Two of the maps called "Terra Java" had a striking similarity to Australias east coast except at one point the coastline jutted out at right angles for 1,500 km (932 miles).
"There was something familiar about them but they were not quite right -- that was the puzzle. How did they come to have all these Portuguese place names?," Trickett said.
Trickett believed the cartographers who drew the Vallard maps had wrongly aligned two Portuguese charts they were copying from.
It is commonly accepted that the French cartographers used maps and "portolan" charts acquired illegally from Portugal and Portuguese vessels that had been captured, Trickett said.
"The original portolan maps would have been drawn on animal hide parchments, usually sheep or goat skin, of limited size," he explained. "For a coastline the length of eastern Australia, some 3,500 kms, they would have been 3 to 4 charts."
"The Vallard cartographer has put these individual charts together like a jigsaw puzzle. Without clear compass markings its possible to join the southern chart in two different ways. My theory is it had been wrongly joined."

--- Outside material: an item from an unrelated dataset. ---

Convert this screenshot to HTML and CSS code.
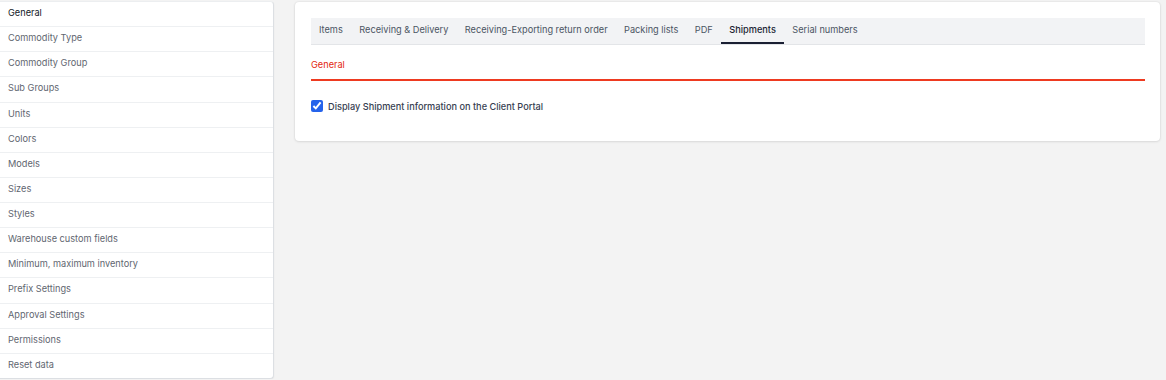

Using a computer Trickett rotated the southern part of the Vallard map 90 degrees to produce a map which accurately depicts Australias east coast.
"They provided stunning proof that Portuguese ships made these daring voyages of discovery in the early 1520s, just a few years after they had sailed north of Australia to reach the Spice Islands -- the Moluccas. This was a century before the Dutch and 250 years before Captain Cook," he said.
Trickett believes the original charts were made by Mendonca who set sail from the Portuguese base at Malacca with four ships on a secret mission to discover Marco Polos "Island of Gold" south of Java.
If Trickett is right, Mendoncas map shows he sailed past Fraser Island off Australias northeast coast, into Botany Bay in Sydney, and south to Kangaroo Island off southern Australia, before returning to Malacca via New Zealands north island.
Mendoncas discovery was kept secret to prevent other European powers reaching the new land, said Trickett, who believes his theory is supported by discoveries of 16th century Portuguese artifacts on the Australian and New Zealand coasts.